The problem
Go through the listing and set it down exactly, leaving out its pictures.

☆ ☆ ☆ ☆

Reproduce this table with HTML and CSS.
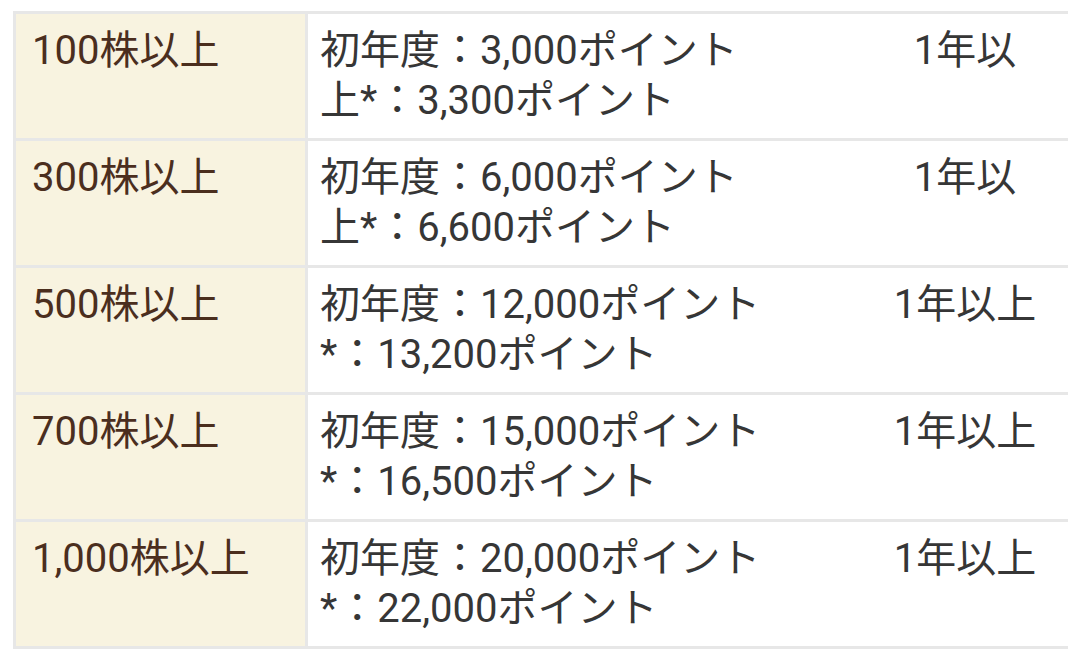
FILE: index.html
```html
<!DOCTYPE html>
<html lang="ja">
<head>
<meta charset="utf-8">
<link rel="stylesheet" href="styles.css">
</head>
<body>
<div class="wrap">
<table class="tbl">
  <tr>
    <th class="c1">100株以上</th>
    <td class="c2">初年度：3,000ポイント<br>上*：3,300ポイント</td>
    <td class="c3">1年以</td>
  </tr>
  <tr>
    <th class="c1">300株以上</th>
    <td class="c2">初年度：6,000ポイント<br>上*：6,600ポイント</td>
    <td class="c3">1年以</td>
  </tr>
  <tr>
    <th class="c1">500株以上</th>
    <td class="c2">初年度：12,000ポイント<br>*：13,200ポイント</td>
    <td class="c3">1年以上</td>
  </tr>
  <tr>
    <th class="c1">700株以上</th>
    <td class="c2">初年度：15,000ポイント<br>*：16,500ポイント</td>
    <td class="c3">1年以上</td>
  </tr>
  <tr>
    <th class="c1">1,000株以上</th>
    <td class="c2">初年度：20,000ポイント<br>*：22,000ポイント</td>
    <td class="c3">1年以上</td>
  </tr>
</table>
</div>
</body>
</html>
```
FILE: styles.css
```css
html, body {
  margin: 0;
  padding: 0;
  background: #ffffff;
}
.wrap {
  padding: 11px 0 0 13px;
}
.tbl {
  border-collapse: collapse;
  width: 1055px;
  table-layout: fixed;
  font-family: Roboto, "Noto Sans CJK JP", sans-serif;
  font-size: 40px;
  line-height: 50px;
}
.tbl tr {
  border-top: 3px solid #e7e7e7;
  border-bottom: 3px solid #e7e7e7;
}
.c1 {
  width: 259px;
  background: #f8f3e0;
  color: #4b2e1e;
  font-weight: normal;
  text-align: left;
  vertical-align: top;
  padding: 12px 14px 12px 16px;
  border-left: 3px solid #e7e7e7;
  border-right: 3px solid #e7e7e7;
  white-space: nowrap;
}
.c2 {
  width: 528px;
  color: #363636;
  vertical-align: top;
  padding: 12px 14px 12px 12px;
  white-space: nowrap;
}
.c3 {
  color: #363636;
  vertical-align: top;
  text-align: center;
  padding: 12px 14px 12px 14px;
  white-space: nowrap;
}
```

☆ ☆ ☆ ☆

Written reply
Reproduce this table with HTML and CSS.
FILE: index.html
```html
<!DOCTYPE html>
<html lang="ja">
<head>
<meta charset="utf-8">
<link rel="stylesheet" href="styles.css">
</head>
<body>
<div class="wrap">
<table class="tbl">
  <tr>
    <th class="c1">100株以上</th>
    <td class="c2">初年度：3,000ポイント<br>上*：3,300ポイント</td>
    <td class="c3">1年以</td>
  </tr>
  <tr>
    <th class="c1">300株以上</th>
    <td class="c2">初年度：6,000ポイント<br>上*：6,600ポイント</td>
    <td class="c3">1年以</td>
  </tr>
  <tr>
    <th class="c1">500株以上</th>
    <td class="c2">初年度：12,000ポイント<br>*：13,200ポイント</td>
    <td class="c3">1年以上</td>
  </tr>
  <tr>
    <th class="c1">700株以上</th>
    <td class="c2">初年度：15,000ポイント<br>*：16,500ポイント</td>
    <td class="c3">1年以上</td>
  </tr>
  <tr>
    <th class="c1">1,000株以上</th>
    <td class="c2">初年度：20,000ポイント<br>*：22,000ポイント</td>
    <td class="c3">1年以上</td>
  </tr>
</table>
</div>
</body>
</html>
```
FILE: styles.css
```css
html, body {
  margin: 0;
  padding: 0;
  background: #ffffff;
}
.wrap {
  padding: 11px 0 0 13px;
}
.tbl {
  border-collapse: collapse;
  width: 1055px;
  table-layout: fixed;
  font-family: Roboto, "Noto Sans CJK JP", sans-serif;
  font-size: 40px;
  line-height: 50px;
}
.tbl tr {
  border-top: 3px solid #e7e7e7;
  border-bottom: 3px solid #e7e7e7;
}
.c1 {
  width: 259px;
  background: #f8f3e0;
  color: #4b2e1e;
  font-weight: normal;
  text-align: left;
  vertical-align: top;
  padding: 12px 14px 12px 16px;
  border-left: 3px solid #e7e7e7;
  border-right: 3px solid #e7e7e7;
  white-space: nowrap;
}
.c2 {
  width: 528px;
  color: #363636;
  vertical-align: top;
  padding: 12px 14px 12px 12px;
  white-space: nowrap;
}
.c3 {
  color: #363636;
  vertical-align: top;
  text-align: center;
  padding: 12px 14px 12px 14px;
  white-space: nowrap;
}
```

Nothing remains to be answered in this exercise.